Kur’an-ı Kerim veya hadisler söz konusu olduğunda hâl karinelerinin genellikle sebeb-i nüzul veya sebeb-i vürud olarak nakledilen rivayetlerde saklı olduğu izahtan varestedir. Kur’an-ı Kerim’in sebeb-i nüzulden bağımsız pür metin olarak telakki edilmesi bizi ciddi anlama problemlerine maruz bırakır. Bir örnek verelim:“Safa ve Merve Allah’ın değer atfettiği birer nişanedir. Bu sebeple hac veya umre yapan kişinin bu iki tepe arasında hızlıca gidip gelmesinde sakınca yoktur” (Bakara, 158) ayeti salt metin olarak yorumlandığında varılacak sonuç, Safa-Merve tepeleri arasında sa’yin terkinin evlâ olduğudur. Halbuki eskiden bu tepelerde İsaf ve Naile isimlerinde birer put bulunduğu ve müşrikler bu putlar arasında sa’y ettiği için sahabeden bir kısmı bu iki tepe arasında sa’y etmeye çekinmişler ve bu âyet onların bu çekincesini gidermek amacıyla nazil olmuştur. Yani âyetteki “sakınca yoktur” ifadesi tarihüstü bir mesaj taşımayıp, esasında ilk muhatapları psikolojik olarak rahatlatma gayesiyle indirilmiştir. Nitekim müctehidlerin geneli burada sebeb-i nüzulu dikkate alarak Safa-Merve arasında sa’y etmenin sünnet veya vacip olduğunu söylemişlerdir.
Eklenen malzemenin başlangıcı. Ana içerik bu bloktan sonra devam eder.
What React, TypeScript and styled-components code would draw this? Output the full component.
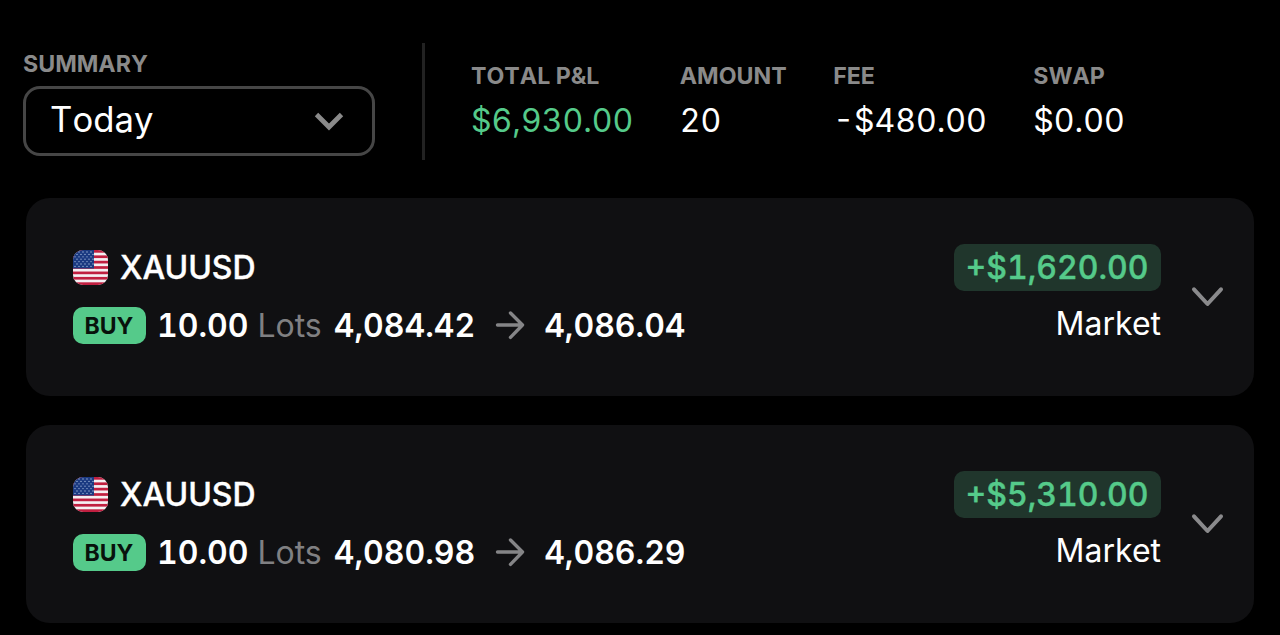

Nassların bütünlük içinde ve sebeb-i nüzul rivayetleri uyarınca anlaşılması gerektiğini savunan Şâtıbî bununla da kalmamış ve bağlam düzeylerini daha ileri noktaya taşımıştır. Şöyle ki Şatıbî’ye göre şari, şeriat koyarken anlaşılır olmasını hedeflemiştir ve şeriatı ilk muhataplar açısından anlaşılır kılan iki temel parametre vardır: arabîlik ve ümmîlik. Şâtıbî’nin arabîlik-ümmîlik merkezli şeriat yorumuna göre şeriat, bir yandan muhataplarına şekil verirken bir taraftan da muhataplara göre şekil almıştır. Onun bu düşüncesi, klasik İslâmî literatürde siyak düşüncesinin zirvesini temsil etmektedir. Evet, Cüveynî, Gazzâlî ve İbn Dakîkül‘îd gibi diğer pek çok usulcü de nassların yorumunda siyaktan yararlanılması gerektiğini söylemektedir; ama onların siyak anlayışının çerçevesi, Şâtıbî’ninkine nispetle daha dardır ve daha ziyade sebeb-i nüzul rivayetleri etrafında dönüp dolaşır. Şatıbî ise nassları arabîlik ve ümmîlik ekseninde okumak suretiyle aslında “sosyokültürel bağlam” düzeyinden söz etmektedir.